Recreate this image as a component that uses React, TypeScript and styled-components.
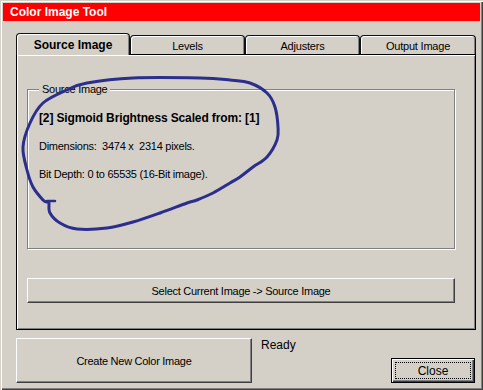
import React from "react";
import styled, { createGlobalStyle } from "styled-components";

const Global = createGlobalStyle`
  html, body { margin: 0; padding: 0; background: #d4d0c8; }
  body { font-family: "Liberation Sans", Arial, sans-serif; font-size: 11px; color: #000; }
`;

const Window = styled.div`
  position: relative;
  width: 483px;
  height: 390px;
  box-sizing: border-box;
  background: #d4d0c8;
  padding: 3px;
  display: flex;
  flex-direction: column;
  box-shadow: inset 1px 1px 0 #d4d0c8, inset 2px 2px 0 #ffffff, inset -1px -1px 0 #404040, inset -2px -2px 0 #808080;
`;

const TitleBar = styled.div`
  height: 18px;
  background: #ff0000;
  color: #fff;
  font-weight: bold;
  font-size: 12px;
  display: flex;
  align-items: center;
  padding-left: 7px;
`;

const Content = styled.div`
  flex: 1;
  display: flex;
  flex-direction: column;
  padding: 12px 4px 0 13px;
`;

const TabRow = styled.div`
  display: flex;
  align-items: flex-end;
  height: 22px;
  margin-bottom: -1px;
  position: relative;
  z-index: 2;
`;

const Tab = styled.div<{ $active?: boolean; $w: number }>`
  box-sizing: border-box;
  width: ${(p) => p.$w}px;
  height: ${(p) => (p.$active ? 22 : 19)}px;
  margin-bottom: ${(p) => (p.$active ? 0 : 1)}px;
  background: #d4d0c8;
  border: 1px solid #111;
  border-bottom: none;
  border-radius: 4px 4px 0 0;
  box-shadow: inset 1px 1px 0 #ffffff, inset -1px 0 0 #808080;
  display: flex;
  align-items: center;
  justify-content: center;
  font-size: ${(p) => (p.$active ? 12 : 11)}px;
  font-weight: ${(p) => (p.$active ? "bold" : "normal")};
  letter-spacing: ${(p) => (p.$active ? 0 : -0.2)}px;
  padding-top: ${(p) => (p.$active ? 0 : 1)}px;
`;

const Panel = styled.div`
  box-sizing: border-box;
  width: 460px;
  height: 276px;
  border: 1px solid #000;
  box-shadow: inset 1px 1px 0 #ffffff, inset -1px -1px 0 #808080;
  padding: 34px 20px 0 10px;
  display: flex;
  flex-direction: column;
`;

const Group = styled.fieldset`
  box-sizing: border-box;
  height: 160px;
  margin: 0;
  padding: 14px 11px 0 11px;
  border: 1px solid #808080;
  box-shadow: 1px 1px 0 #ffffff, inset 1px 1px 0 #ffffff;
  display: flex;
  flex-direction: column;
  position: relative;
`;

const Legend = styled.div`
  position: absolute;
  top: -7px;
  left: 11px;
  padding: 0 3px;
  background: #d4d0c8;
  line-height: 13px;
  letter-spacing: -0.25px;
`;

const InfoLine = styled.div<{ $bold?: boolean }>`
  height: 28px;
  line-height: 28px;
  font-size: ${(p) => (p.$bold ? 12 : 11)}px;
  font-weight: ${(p) => (p.$bold ? "bold" : "normal")};
  letter-spacing: ${(p) => (p.$bold ? -0.13 : -0.27)}px;
  white-space: pre;
`;

const Button = styled.button<{ $h: number; $w?: number }>`
  box-sizing: border-box;
  height: ${(p) => p.$h}px;
  width: ${(p) => (p.$w ? `${p.$w}px` : "100%")};
  background: #d4d0c8;
  border: none;
  border-top: 1px solid #ffffff;
  border-left: 1px solid #ffffff;
  border-right: 1px solid #404040;
  border-bottom: 1px solid #404040;
  box-shadow: inset -1px -1px 0 #808080;
  font-family: "Liberation Sans", Arial, sans-serif;
  font-size: 11px;
  letter-spacing: -0.27px;
  color: #000;
  padding: 0;
  display: flex;
  align-items: center;
  justify-content: center;
`;

const SelectButton = styled(Button)`
  margin-top: 29px;
`;

const DefaultButton = styled.button`
  box-sizing: border-box;
  width: 84px;
  height: 25px;
  background: #d4d0c8;
  border: 1px solid #000;
  box-shadow: inset 1px 1px 0 #ffffff, inset -1px -1px 0 #404040, inset -2px -2px 0 #808080;
  font-family: "Liberation Sans", Arial, sans-serif;
  font-size: 12px;
  color: #000;
  padding: 3px;
  display: flex;
`;

const FocusRect = styled.span`
  flex: 1;
  border: 1px dotted #000;
  display: flex;
  align-items: center;
  justify-content: center;
`;

const BottomRow = styled.div`
  display: flex;
  margin-top: 8px;
`;

const StatusArea = styled.div`
  flex: 1;
  height: 45px;
  display: flex;
  flex-direction: column;
  justify-content: space-between;
  align-items: flex-start;
  padding-left: 9px;
  padding-right: 1px;
`;

const Status = styled.div`
  font-size: 12px;
  line-height: 14px;
`;

const CloseWrap = styled.div`
  align-self: flex-end;
`;

const Annotation = styled.svg`
  position: absolute;
  left: 0;
  top: 0;
  pointer-events: none;
`;

const pts: [number, number][] = [
  [47, 202], [43, 200], [33, 187], [27, 170], [23, 147], [30, 123], [43, 103], [67, 90], [87, 83],
  [133, 78], [200, 78], [230, 80], [250, 83], [267, 93], [275, 107], [278, 127], [277, 140],
  [267, 157], [253, 167], [240, 177], [230, 183], [213, 193], [197, 200], [187, 203], [160, 213],
  [133, 222], [107, 228], [77, 229], [60, 223], [50, 213], [49, 203],
];

function smoothPath(p: [number, number][]) {
  let d = `M ${p[0][0]} ${p[0][1]}`;
  for (let i = 0; i < p.length - 1; i++) {
    const p0 = p[i - 1] || p[i];
    const p1 = p[i];
    const p2 = p[i + 1];
    const p3 = p[i + 2] || p2;
    const c1x = p1[0] + (p2[0] - p0[0]) / 6;
    const c1y = p1[1] + (p2[1] - p0[1]) / 6;
    const c2x = p2[0] - (p3[0] - p1[0]) / 6;
    const c2y = p2[1] - (p3[1] - p1[1]) / 6;
    d += ` C ${c1x.toFixed(1)} ${c1y.toFixed(1)} ${c2x.toFixed(1)} ${c2y.toFixed(1)} ${p2[0]} ${p2[1]}`;
  }
  return d;
}

export default function App() {
  return (
    <>
      <Global />
      <Window>
        <TitleBar>Color Image Tool</TitleBar>
        <Content>
          <TabRow>
            <Tab $active $w={114}>Source Image</Tab>
            <Tab $w={115}>Levels</Tab>
            <Tab $w={115}>Adjusters</Tab>
            <Tab $w={116}>Output Image</Tab>
          </TabRow>
          <Panel>
            <Group>
              <Legend>Source Image</Legend>
              <InfoLine $bold>[2] Sigmoid Brightness Scaled from: [1]</InfoLine>
              <InfoLine>{"Dimensions:  3474 x  2314 pixels."}</InfoLine>
              <InfoLine>Bit Depth: 0 to 65535 (16-Bit image).</InfoLine>
            </Group>
            <SelectButton $h={25}>Select Current Image -&gt; Source Image</SelectButton>
          </Panel>
          <BottomRow>
            <Button $h={45} $w={236}>Create New Color Image</Button>
            <StatusArea>
              <Status>Ready</Status>
              <CloseWrap>
                <DefaultButton>
                  <FocusRect>Close</FocusRect>
                </DefaultButton>
              </CloseWrap>
            </StatusArea>
          </BottomRow>
        </Content>
        <Annotation width="483" height="390" viewBox="0 0 483 390">
          <path d={smoothPath(pts)} fill="none" stroke="#2c2e8e" strokeWidth="3" strokeLinecap="round" strokeLinejoin="round" />
          <path d="M 47 201 L 55 201" fill="none" stroke="#2c2e8e" strokeWidth="2.5" strokeLinecap="round" />
        </Annotation>
      </Window>
    </>
  );
}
++++++++++
Word for word, quote the lines above. Omit the pictures.

*Reply*:
Recreate this image as a component that uses React, TypeScript and styled-components.
import React from "react";
import styled, { createGlobalStyle } from "styled-components";

const Global = createGlobalStyle`
  html, body { margin: 0; padding: 0; background: #d4d0c8; }
  body { font-family: "Liberation Sans", Arial, sans-serif; font-size: 11px; color: #000; }
`;

const Window = styled.div`
  position: relative;
  width: 483px;
  height: 390px;
  box-sizing: border-box;
  background: #d4d0c8;
  padding: 3px;
  display: flex;
  flex-direction: column;
  box-shadow: inset 1px 1px 0 #d4d0c8, inset 2px 2px 0 #ffffff, inset -1px -1px 0 #404040, inset -2px -2px 0 #808080;
`;

const TitleBar = styled.div`
  height: 18px;
  background: #ff0000;
  color: #fff;
  font-weight: bold;
  font-size: 12px;
  display: flex;
  align-items: center;
  padding-left: 7px;
`;

const Content = styled.div`
  flex: 1;
  display: flex;
  flex-direction: column;
  padding: 12px 4px 0 13px;
`;

const TabRow = styled.div`
  display: flex;
  align-items: flex-end;
  height: 22px;
  margin-bottom: -1px;
  position: relative;
  z-index: 2;
`;

const Tab = styled.div<{ $active?: boolean; $w: number }>`
  box-sizing: border-box;
  width: ${(p) => p.$w}px;
  height: ${(p) => (p.$active ? 22 : 19)}px;
  margin-bottom: ${(p) => (p.$active ? 0 : 1)}px;
  background: #d4d0c8;
  border: 1px solid #111;
  border-bottom: none;
  border-radius: 4px 4px 0 0;
  box-shadow: inset 1px 1px 0 #ffffff, inset -1px 0 0 #808080;
  display: flex;
  align-items: center;
  justify-content: center;
  font-size: ${(p) => (p.$active ? 12 : 11)}px;
  font-weight: ${(p) => (p.$active ? "bold" : "normal")};
  letter-spacing: ${(p) => (p.$active ? 0 : -0.2)}px;
  padding-top: ${(p) => (p.$active ? 0 : 1)}px;
`;

const Panel = styled.div`
  box-sizing: border-box;
  width: 460px;
  height: 276px;
  border: 1px solid #000;
  box-shadow: inset 1px 1px 0 #ffffff, inset -1px -1px 0 #808080;
  padding: 34px 20px 0 10px;
  display: flex;
  flex-direction: column;
`;

const Group = styled.fieldset`
  box-sizing: border-box;
  height: 160px;
  margin: 0;
  padding: 14px 11px 0 11px;
  border: 1px solid #808080;
  box-shadow: 1px 1px 0 #ffffff, inset 1px 1px 0 #ffffff;
  display: flex;
  flex-direction: column;
  position: relative;
`;

const Legend = styled.div`
  position: absolute;
  top: -7px;
  left: 11px;
  padding: 0 3px;
  background: #d4d0c8;
  line-height: 13px;
  letter-spacing: -0.25px;
`;

const InfoLine = styled.div<{ $bold?: boolean }>`
  height: 28px;
  line-height: 28px;
  font-size: ${(p) => (p.$bold ? 12 : 11)}px;
  font-weight: ${(p) => (p.$bold ? "bold" : "normal")};
  letter-spacing: ${(p) => (p.$bold ? -0.13 : -0.27)}px;
  white-space: pre;
`;

const Button = styled.button<{ $h: number; $w?: number }>`
  box-sizing: border-box;
  height: ${(p) => p.$h}px;
  width: ${(p) => (p.$w ? `${p.$w}px` : "100%")};
  background: #d4d0c8;
  border: none;
  border-top: 1px solid #ffffff;
  border-left: 1px solid #ffffff;
  border-right: 1px solid #404040;
  border-bottom: 1px solid #404040;
  box-shadow: inset -1px -1px 0 #808080;
  font-family: "Liberation Sans", Arial, sans-serif;
  font-size: 11px;
  letter-spacing: -0.27px;
  color: #000;
  padding: 0;
  display: flex;
  align-items: center;
  justify-content: center;
`;

const SelectButton = styled(Button)`
  margin-top: 29px;
`;

const DefaultButton = styled.button`
  box-sizing: border-box;
  width: 84px;
  height: 25px;
  background: #d4d0c8;
  border: 1px solid #000;
  box-shadow: inset 1px 1px 0 #ffffff, inset -1px -1px 0 #404040, inset -2px -2px 0 #808080;
  font-family: "Liberation Sans", Arial, sans-serif;
  font-size: 12px;
  color: #000;
  padding: 3px;
  display: flex;
`;

const FocusRect = styled.span`
  flex: 1;
  border: 1px dotted #000;
  display: flex;
  align-items: center;
  justify-content: center;
`;

const BottomRow = styled.div`
  display: flex;
  margin-top: 8px;
`;

const StatusArea = styled.div`
  flex: 1;
  height: 45px;
  display: flex;
  flex-direction: column;
  justify-content: space-between;
  align-items: flex-start;
  padding-left: 9px;
  padding-right: 1px;
`;

const Status = styled.div`
  font-size: 12px;
  line-height: 14px;
`;

const CloseWrap = styled.div`
  align-self: flex-end;
`;

const Annotation = styled.svg`
  position: absolute;
  left: 0;
  top: 0;
  pointer-events: none;
`;

const pts: [number, number][] = [
  [47, 202], [43, 200], [33, 187], [27, 170], [23, 147], [30, 123], [43, 103], [67, 90], [87, 83],
  [133, 78], [200, 78], [230, 80], [250, 83], [267, 93], [275, 107], [278, 127], [277, 140],
  [267, 157], [253, 167], [240, 177], [230, 183], [213, 193], [197, 200], [187, 203], [160, 213],
  [133, 222], [107, 228], [77, 229], [60, 223], [50, 213], [49, 203],
];

function smoothPath(p: [number, number][]) {
  let d = `M ${p[0][0]} ${p[0][1]}`;
  for (let i = 0; i < p.length - 1; i++) {
    const p0 = p[i - 1] || p[i];
    const p1 = p[i];
    const p2 = p[i + 1];
    const p3 = p[i + 2] || p2;
    const c1x = p1[0] + (p2[0] - p0[0]) / 6;
    const c1y = p1[1] + (p2[1] - p0[1]) / 6;
    const c2x = p2[0] - (p3[0] - p1[0]) / 6;
    const c2y = p2[1] - (p3[1] - p1[1]) / 6;
    d += ` C ${c1x.toFixed(1)} ${c1y.toFixed(1)} ${c2x.toFixed(1)} ${c2y.toFixed(1)} ${p2[0]} ${p2[1]}`;
  }
  return d;
}

export default function App() {
  return (
    <>
      <Global />
      <Window>
        <TitleBar>Color Image Tool</TitleBar>
        <Content>
          <TabRow>
            <Tab $active $w={114}>Source Image</Tab>
            <Tab $w={115}>Levels</Tab>
            <Tab $w={115}>Adjusters</Tab>
            <Tab $w={116}>Output Image</Tab>
          </TabRow>
          <Panel>
            <Group>
              <Legend>Source Image</Legend>
              <InfoLine $bold>[2] Sigmoid Brightness Scaled from: [1]</InfoLine>
              <InfoLine>{"Dimensions:  3474 x  2314 pixels."}</InfoLine>
              <InfoLine>Bit Depth: 0 to 65535 (16-Bit image).</InfoLine>
            </Group>
            <SelectButton $h={25}>Select Current Image -&gt; Source Image</SelectButton>
          </Panel>
          <BottomRow>
            <Button $h={45} $w={236}>Create New Color Image</Button>
            <StatusArea>
              <Status>Ready</Status>
              <CloseWrap>
                <DefaultButton>
                  <FocusRect>Close</FocusRect>
                </DefaultButton>
              </CloseWrap>
            </StatusArea>
          </BottomRow>
        </Content>
        <Annotation width="483" height="390" viewBox="0 0 483 390">
          <path d={smoothPath(pts)} fill="none" stroke="#2c2e8e" strokeWidth="3" strokeLinecap="round" strokeLinejoin="round" />
          <path d="M 47 201 L 55 201" fill="none" stroke="#2c2e8e" strokeWidth="2.5" strokeLinecap="round" />
        </Annotation>
      </Window>
    </>
  );
}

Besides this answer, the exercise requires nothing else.